Rising cost of cyber breaches
With new regulations on the horizon that will impose large fines on companies which suffer certain types of data breaches, a snapshot study of the scale of cyber incidents has been released.
The 2017 Cyber Claims Study by NetDiligence, featuring input from major insurance companies, found that the average total cost of a cyberbreach incident was $394,000. However, for companies with revenues above $2 billion, the average cost was $3.2 million.
By sector, retail accounted for the biggest exposure of records, at 420 million, or 67 per cent of the data set in this year's study.
While ransomware and cyberextortion affected every sector, with maximum breach costs higher than $500,000.
The study found that hackers were the most common cause of loss, followed by malware and viruses, ransomware and cyberextortion, and staff mistakes.
Maliciously motivated insider events elevated the cost of claims by a factor of four.
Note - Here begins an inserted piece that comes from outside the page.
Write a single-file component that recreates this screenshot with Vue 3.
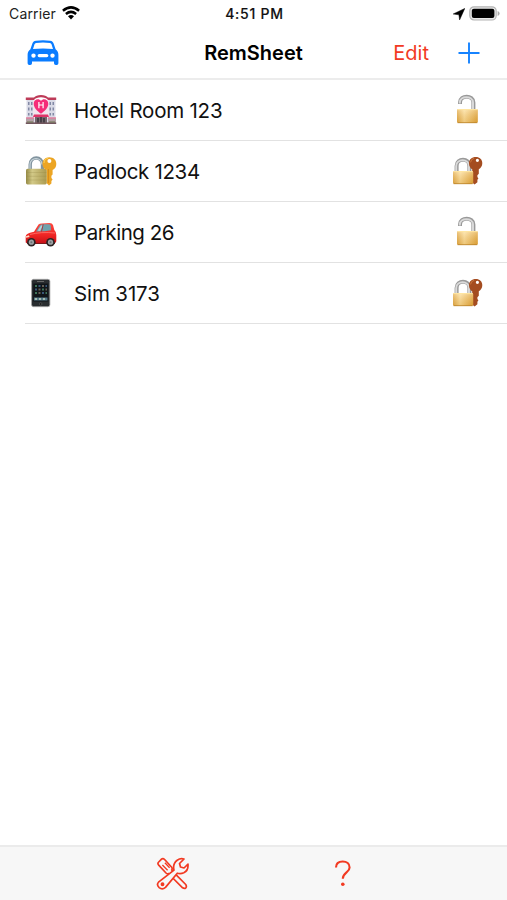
<script setup>
const items = [
  { name: 'Hotel Room 123', icon: 'hotel', locked: false },
  { name: 'Padlock 1234', icon: 'padlock', locked: true },
  { name: 'Parking 26', icon: 'car', locked: false },
  { name: 'Sim 3173', icon: 'phone', locked: true },
]
</script>

<template>
  <div class="screen">
    <div class="status">
      <div class="carrier">
        <span>Carrier</span>
        <svg width="18" height="14" viewBox="0 0 18 14">
          <g fill="none" stroke="#000" stroke-width="2.5">
            <path d="M.9 4.8Q9-2 17.1 4.8" />
            <path d="M3.9 8Q9 3.7 14.1 8" />
          </g>
          <path d="M6 10.3Q9 7.8 12 10.3L9 13.4Z" />
        </svg>
      </div>
      <div class="time">4:51 PM</div>
      <div class="indicators">
        <svg width="12" height="12" viewBox="0 0 12 12"><path d="M11.8.4 6.6 11.9 5.9 6.8.2 6Z" stroke="#000" stroke-width=".5" /></svg>
        <svg width="31" height="15" viewBox="0 0 31 15">
          <rect x=".8" y=".8" width="26.4" height="13.2" rx="4.2" fill="#e9e9e9" stroke="#b4b4b4" stroke-width="1.2" />
          <rect x="2.8" y="2.8" width="22.6" height="9.2" rx="2" />
          <path d="M28.6 5q2 .8 2 2.5t-2 2.5z" fill="#aaa" />
        </svg>
      </div>
    </div>

    <header class="nav">
      <button class="plain">
        <svg width="32" height="26" viewBox="0 0 32 26">
          <path fill="#0a7cff" fill-rule="evenodd" d="M9 .8Q16-.2 23 .8C25.2 1.1 26.2 2.2 26.8 4L28.6 9.3C30.6 11 31.4 12.3 31.4 15V23.2Q31.4 25 29.7 25H28.8Q27 25 27 23.2V21.6H5V23.2Q5 25 3.2 25H2.3Q.6 25 .6 23.2V15C.6 12.3 1.4 11 3.4 9.3L5.2 4C5.8 2.2 6.8 1.1 9 .8ZM9 3Q8 3.2 7.5 4.3L6 9Q16 7.9 26 9L24.5 4.3Q24 3.2 23 3Q16 2.2 9 3ZM6.5 13.4A2.2 2.2 0 1 0 6.5 17.8A2.2 2.2 0 1 0 6.5 13.4ZM25.5 13.4A2.2 2.2 0 1 0 25.5 17.8A2.2 2.2 0 1 0 25.5 13.4ZM12.3 13.9Q10.6 13.9 10.6 15.6T12.3 17.3H19.7Q21.4 17.3 21.4 15.6T19.7 13.9Z" />
        </svg>
      </button>
      <h1>RemSheet</h1>
      <div class="actions">
        <button class="plain edit">Edit</button>
        <button class="plain">
          <svg width="22" height="22" viewBox="0 0 22 22"><path d="M11 .5V21.5M.5 11H21.5" stroke="#1683ff" stroke-width="1.9" /></svg>
        </button>
      </div>
    </header>

    <svg class="defs" width="0" height="0">
      <defs>
        <linearGradient id="gold"><stop offset="0" stop-color="#e5ae4d" /><stop offset=".35" stop-color="#ffe09a" /><stop offset="1" stop-color="#e4a83e" /></linearGradient>
        <linearGradient id="brass"><stop offset="0" stop-color="#958a45" /><stop offset=".3" stop-color="#d2c987" /><stop offset="1" stop-color="#aa9a50" /></linearGradient>
        <linearGradient id="shade" x2="0" y2="1"><stop offset="0" stop-color="#fff" stop-opacity=".3" /><stop offset="1" stop-color="#a96800" stop-opacity=".2" /></linearGradient>
        <linearGradient id="red" x2="0" y2="1"><stop offset="0" stop-color="#ff493f" /><stop offset=".6" stop-color="#ef2524" /><stop offset="1" stop-color="#c51217" /></linearGradient>
      </defs>
    </svg>

    <ul class="list">
      <li v-for="item in items" :key="item.name">
        <svg v-if="item.icon === 'hotel'" class="glyph" viewBox="0 0 32 32">
          <path d="M1.5 6H30.5V29H1.5Z" fill="#dadbe7" />
          <path d="M8 6H24V24H8Z" fill="#f1e5ed" />
          <path d="M.8 6V3.5H9Q11 1 16 1T23 3.5H31.2V6H23Q21 3.3 16 3.3T9 6Z" fill="#bd3b58" />
          <path fill="#8289a5" d="M3 8h1.5v3H3zM6 8h1.5v3H6zM24.5 8H26v3h-1.5zM27.5 8H29v3h-1.5zM3 13.5h1.5v3H3zM6 13.5h1.5v3H6zM24.5 13.5H26v3h-1.5zM27.5 13.5H29v3h-1.5zM3 19h1.5v2.5H3zM6 19h1.5v2.5H6zM24.5 19H26v2.5h-1.5zM27.5 19H29v2.5h-1.5z" />
          <path d="M16 19.8C12.2 17 8.7 13.8 8.7 9.8C8.7 5 14 3.9 16 7.1C18 3.9 23.3 5 23.3 9.8C23.3 13.8 19.8 17 16 19.8Z" fill="#f52d79" />
          <path d="M13.9 8V14.2M18.1 8V14.2M13.9 11H18.1" stroke="#fff" stroke-width="1.2" />
          <path d="M9 20.5H23L24 23H8Z" fill="#df3569" />
          <path d="M10 23H22V30H10Z" fill="#74666c" />
          <path d="M13 24V30M16 23V30M19 24V30" stroke="#29272d" stroke-width="1.2" />
          <path d="M1 24.5H9V29H1ZM23 24.5H31V29H23Z" fill="#b4a2a8" />
          <path d="M1 24H9M23 24H31" stroke="#e0527c" stroke-width="1.2" />
          <path d="M.8 29.2H31.2" stroke="#72565e" stroke-width="1.6" />
          <path d="M2 28H8M24 28H30" stroke="#6b7650" stroke-width="1" />
        </svg>
        <svg v-else-if="item.icon === 'padlock'" class="glyph" viewBox="0 0 32 32">
          <path d="M5.2 16V9.5C5.2.9 17.5.9 17.5 9.5V16" fill="none" stroke="#82949f" stroke-width="3.4" />
          <path d="M5 15V9.5C5 1.7 17 1.7 17 9.5" fill="none" stroke="#c7d4da" stroke-width="1.2" />
          <rect x="1" y="13.8" width="20.8" height="15.6" rx="1.6" fill="url(#brass)" />
          <path d="M1.5 17.5H21.5M1.5 21.3H21.5M1.5 25H21.5" stroke="#918443" stroke-width=".7" opacity=".35" />
          <path fill="#eca524" fill-rule="evenodd" d="M24.4 2.3C20.2 2.3 17.5 5.1 17.5 9C17.5 12 19 14 21.8 15V28.2L24 30.5L26.4 28.6V26L27.6 24.5L26.4 23V20.8L27.6 19.5V15C29.9 14 31.3 12 31.3 9C31.3 5.1 28.6 2.3 24.4 2.3ZM24.4 4.1A2 2 0 1 1 24.4 8.1A2 2 0 1 1 24.4 4.1Z" />
          <path d="M23.4 14V28" stroke="#c98117" stroke-width=".7" />
          <path d="M19 8C19 5 20.8 3.6 23 3.2" stroke="#ffd35a" stroke-width="1" fill="none" />
        </svg>
        <svg v-else-if="item.icon === 'car'" class="glyph" viewBox="0 0 32 32">
          <path d="M2 26H30V28H2Z" fill="#641b1c" />
          <path d="M.7 26.5V20.5Q1 18 5 16.8L9 15.7L13.5 8.6Q14.5 7.5 17 7.4L24.5 7.1Q27.2 7.1 28 9.1L29.3 14Q31.3 15.8 31.3 19V25.2Q31 27.2 29 27.2H2Z" fill="url(#red)" />
          <path d="M11 15.5L15 9.3Q16 8.3 18 8.3H24Q25.5 8.3 25.8 10L26 14.3Q19 15.7 11 15.5Z" fill="#70a2ad" />
          <path d="M12.7 14.5L16 9.5H18L15 15Z" fill="#b7d4da" />
          <path d="M18.2 8.3L16.5 15.5" stroke="#b71b20" stroke-width=".8" />
          <path d="M1 20.2L4 19.2L4.5 21L1 21.7Z" fill="#ffd9c2" />
          <path d="M5 18.5Q16 15.5 30 17" stroke="#ff7670" stroke-width=".8" fill="none" />
          <g fill="#2c2424"><circle cx="6.4" cy="26.2" r="4.3" /><circle cx="25.5" cy="26.2" r="4.3" /></g>
          <g fill="#9da3a5"><circle cx="6.4" cy="26.2" r="2.6" /><circle cx="25.5" cy="26.2" r="2.6" /></g>
          <g fill="#6b7073"><circle cx="6.4" cy="26.2" r="1" /><circle cx="25.5" cy="26.2" r="1" /></g>
        </svg>
        <svg v-else class="glyph" viewBox="0 0 32 32">
          <rect x="6.5" y="2.3" width="18.4" height="27.4" rx="2" fill="#292d30" stroke="#aaa" stroke-width=".8" />
          <rect x="8.3" y="6.5" width="14.9" height="18" fill="#101519" />
          <path d="M12 4.5H19" stroke="#777" stroke-width=".8" />
          <path d="M10 9H12M17 12.5H19M10 16H12M20.5 16H22" stroke="#3d7358" stroke-width="2" />
          <path d="M13.5 9H15.5M20.5 9H22M10 12.5H12M17 16H19" stroke="#38587a" stroke-width="2" />
          <path d="M17 9H19M13.5 12.5H15.5M13.5 16H15.5M20.5 12.5H22" stroke="#655e53" stroke-width="2" />
          <path d="M9 22H22.5" stroke="#557b8a" stroke-width="3" />
          <path d="M10 22H12M14 22H16M18 22H20" stroke="#a5bcb0" stroke-width="1.8" />
          <circle cx="15.7" cy="27" r="1.2" fill="#080808" stroke="#777" stroke-width=".5" />
        </svg>

        <span class="name" :class="item.icon">{{ item.name }}</span>

        <svg v-if="!item.locked" class="glyph" viewBox="0 0 32 32">
          <path d="M9 10V8.4C9 .7 22.4.7 22.4 8.4V17" fill="none" stroke="#999" stroke-width="4" />
          <path d="M8.8 9.4V8.4C8.8 1.4 22 1.4 22 8.4V15" fill="none" stroke="#d9d9d9" stroke-width="2" />
          <rect x="6" y="15" width="20.8" height="14" rx="1.4" fill="url(#gold)" />
          <rect x="6" y="15" width="20.8" height="14" rx="1.4" fill="url(#shade)" />
          <path d="M6.5 15.6H26.3" stroke="#ffe6a0" /><path d="M6.5 28.7H26.3" stroke="#b98227" stroke-width=".8" />
        </svg>
        <svg v-else class="glyph" viewBox="0 0 32 32">
          <path d="M5.6 17V11C5.6 2.8 18.4 2.8 18.4 11V17" fill="none" stroke="#999" stroke-width="4" />
          <path d="M5.2 16V11C5.2 3.4 18 3.4 18 11V16" fill="none" stroke="#dadada" stroke-width="1.9" />
          <path fill="#a44c20" fill-rule="evenodd" d="M24.8 2C20.8 2 18 4.4 18 8.2C18 11.4 19.6 13.2 21.2 14.3V27.5L23.6 29.4L26.4 27.2V24.8L27.4 23.5L26.4 22V20.2L27.8 18.7V14.3C29.8 13 31.3 11 31.3 8.2C31.3 4.4 28.7 2 24.8 2ZM26.4 3.7A1.6 1.6 0 1 1 26.4 6.9A1.6 1.6 0 1 1 26.4 3.7Z" />
          <path d="M19.5 7.4Q20 4 23.3 3.2" stroke="#c9753d" fill="none" />
          <rect x="2" y="16" width="20.2" height="13" rx="1.4" fill="url(#gold)" />
          <rect x="2" y="16" width="20.2" height="13" rx="1.4" fill="url(#shade)" />
          <path d="M2.5 16.6H21.7" stroke="#ffe6a0" /><path d="M2.5 28.7H21.7" stroke="#b98227" stroke-width=".8" />
        </svg>
      </li>
    </ul>

    <footer class="toolbar">
      <button class="plain">
        <svg width="34" height="34" viewBox="0 0 34 34" fill="#f7f7f7" stroke="#f23a22" stroke-width="1.7" stroke-linejoin="round">
          <path d="M2.7 8.2Q1.2 6.5 2.7 5L5.3 2.3Q7 1 8.6 2.5L15.7 10.3Q16.6 11.7 15.7 13L19.2 16.8L29.7 27.5Q31 29.5 29.8 30.8Q28.5 32 26.6 30.8L15.8 20L12.7 16.6Q11.3 17.3 10 16Z" />
          <path d="M6.4 8L11.6 13.2M8.9 5.8L13.6 10.8" stroke-width="1.3" />
          <path d="M2.5 25.2L18 13.2Q16.4 6.8 21.2 3.2Q24.2 1 28 2L23.5 6.5L24.5 10L28 11L32 7.2Q32.5 13.6 27.8 15.8Q24.6 17.2 21.3 16.2L9.5 30.4Q6.2 33.2 3.2 30.6Q.2 27.8 2.5 25.2Z" />
          <circle cx="6.5" cy="27.2" r="1.1" fill="#f23a22" />
        </svg>
      </button>
      <button class="plain">
        <svg width="18" height="28" viewBox="0 0 18 28">
          <path d="M2 7.5C2 3.6 4.8 1.5 8.7 1.5C12.8 1.5 15.6 3.8 15.6 7.4C15.6 12.6 8.8 12.2 8.8 18.8" fill="none" stroke="#f23a22" stroke-width="2.1" />
          <circle cx="8.8" cy="24.3" r="1.8" fill="#f23a22" />
        </svg>
      </button>
    </footer>
  </div>
</template>

<style>
body { margin: 0; background: #fff; }
</style>

<style scoped>
.screen { display: flex; flex-direction: column; width: 100%; height: 900px; overflow: hidden; background: #fff; color: #000; font-family: Inter, "Liberation Sans", sans-serif; }
.status { display: grid; grid-template-columns: 1fr auto 1fr; align-items: center; height: 27px; padding: 0 7px 0 9px; box-sizing: border-box; }
.carrier { display: flex; align-items: center; gap: 6px; font-size: 14px; color: #222; letter-spacing: .15px; }
.carrier svg { position: relative; top: -1px; }
.time { font-size: 14px; font-weight: 500; color: #111; letter-spacing: .75px; -webkit-text-stroke: .15px #111; }
.indicators { display: flex; justify-content: flex-end; align-items: center; gap: 4px; }
.plain { display: flex; padding: 0; border: 0; background: none; font: inherit; }
.nav { display: grid; grid-template-columns: 1fr auto 1fr; align-items: center; height: 53px; padding: 0 27px; box-sizing: border-box; border-bottom: 2px solid #ececec; }
.nav h1 { margin: 0; font-size: 20px; line-height: 24px; font-weight: 600; }
.actions { display: flex; justify-content: flex-end; align-items: center; gap: 29px; }
.edit { color: #f23a22; font-size: 20px; line-height: 24px; }
.defs { position: absolute; }
.list { list-style: none; margin: 0; padding: 0 0 0 25px; flex: 1; }
.list li { display: flex; align-items: center; height: 60px; padding-right: 24px; border-bottom: 1px solid #e2e2e2; }
.glyph { width: 32px; height: 32px; flex: none; }
.name { flex: 1; padding: 2px 0 0 17px; font-size: 20.5px; line-height: 26px; color: #111; white-space: nowrap; }
.name.hotel { letter-spacing: -.22px; }
.name.padlock { letter-spacing: -.34px; }
.name.car { letter-spacing: -.44px; }
.name.phone { letter-spacing: -.12px; }
.toolbar { display: flex; align-items: center; gap: 144px; height: 55px; padding-left: 156px; box-sizing: border-box; border-top: 2px solid #ebebeb; background: #f7f7f7; }
</style>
While breaches were 20 per cent higher when there was cloud involvement.
Last year, the average cost per breached record was $17,035, while the average cost for 2014-2017 was $8,100. However, NetDiligence noted that this metric can be “heavily skewed by outliers”. Excluding the top and bottom five per cent of the data set, the average fell to $787. The median cost per record was $46.50.
The consolidated claims data in the study came from multiple insurers. Companies that participated in the study included Ace, Aspen Insurance, AIG, XL Group, Zurich, Travelers, and Sompo International.
AllClear ID, a major sponsor of the 53-page study, noted: “The uptick in unpredictable and unique threats such as ransomware and cyber extortion adds a new layer of complexity.
“While businesses cannot block every type of attack against their sensitive information, they can and should take steps to ensure they are ready to respond to their customers with quality, speed and care after a data breach.”
The company said new regulations, such as the European Union's General Data Protection Regulation, and the New York Department of Financial Services's cybersecurity regulation, demand as fast as 72-hour reaction time to data-breach events.
“That means that businesses must take a proactive approach to breach readiness, and be certain their plans and teams will hold up to a live breach incident.”
The GDPR goes into effect in May 2018 and applies to all EU countries and companies based in those countries, and non-EU companies that process the data of EU citizens. Maximum fines for lack of compliance are up to 4 per cent of overall turnover/revenues, or €20 million ($23.8 million), which ever is greater.
This year's seventh annual Cyber Claims Study was presented by US-based NetDiligence, which specialises in cyber-risk readiness and response.